A Box and Whisker plot can bring clarity and highlights to your statistical data. We know that statistics assumes data points are clustered around a central value. When using a box and whisker plot, the ‘box’ contains and accents the middle half of these data points. It is a great way to graphically display variations in your data set. Because they are so easy to read, you can summarize data from multiple sources and display the results in a single graph. The box and whisker plot also allows for a better comparison of data from different categories.
Growing a Box and Whisker Plot
Understanding and creating a Box and Whisker plot is fairly straightforward. Start the process by organizing your data in numerical order (smallest to largest). Once the data is in proper order, find the median point of your data. The median point should divide the data into two halves. To divide the data into quarters, you then find the medians of these two halves.
Calculating Median Value
It is important to note that if you have an even number of values (so the first median was the average of the two middle values), then you include the middle values in your sub-median computations. If you have an odd number of values (so the first median was an actual data point), then you do not include that value in your sub-median computations. That is, to find the sub-medians, you’re only looking at the values that haven’t yet been used.
Example #1 (odd count of numbers): 2, 3, 5, 7, 9, 10, 15 (median is middle number 7)
Example #2 (even count of numbers): 2, 3, 5, 7, 9, 10 (median is halfway point between 5 and 7, which is 6)
Now, you have three points: the first middle point (the median), and the middle points of the two halves, or the ‘sub-medians’. These three points divide the entire data set into quarters, called quartiles. Then you name the top point of each quartile a ‘Q’ followed by the number of the quarter. As an example, the top point of the first quarter of the data points is “Q1”, and so forth. Note that Q1 is also the middle number for the first half of the list, Q2 is also the middle number for the whole list, and Q3 is the middle number for the second half of the list. You have created the “box” which contains the middle 50% of the data.
Next, we need to calculate the Interquartile Range (IQR), which defines the “whiskers” around the box. The whiskers extend 50% beyond the width of the box (1.5 x (Q3-Q1)) from the median on each side.

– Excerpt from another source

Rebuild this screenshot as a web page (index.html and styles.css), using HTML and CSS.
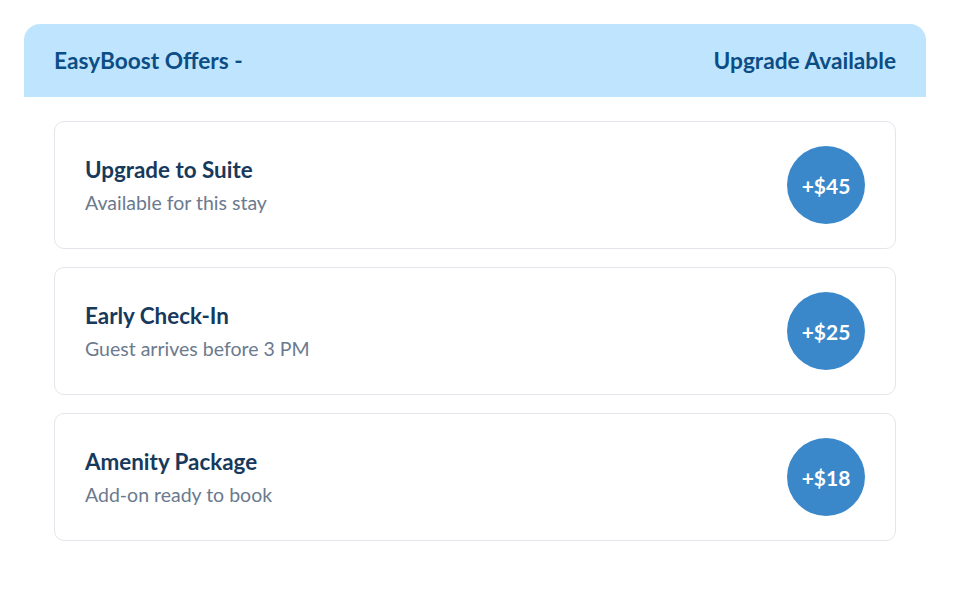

Any points in your data set that fall outside of the whiskers is considered an outlier, and is denoted with an asterick (*).
Let’s take a look at an example
Take Advantage of the Tool
The Box and Whisker plot is an effective and easy to read tool. It can summarize data from multiple sources and display them in a single graph! You can also use the Box and Whisker plot to compare data from different categories and thus, understand their relationships. This allows for a simpler decision making process.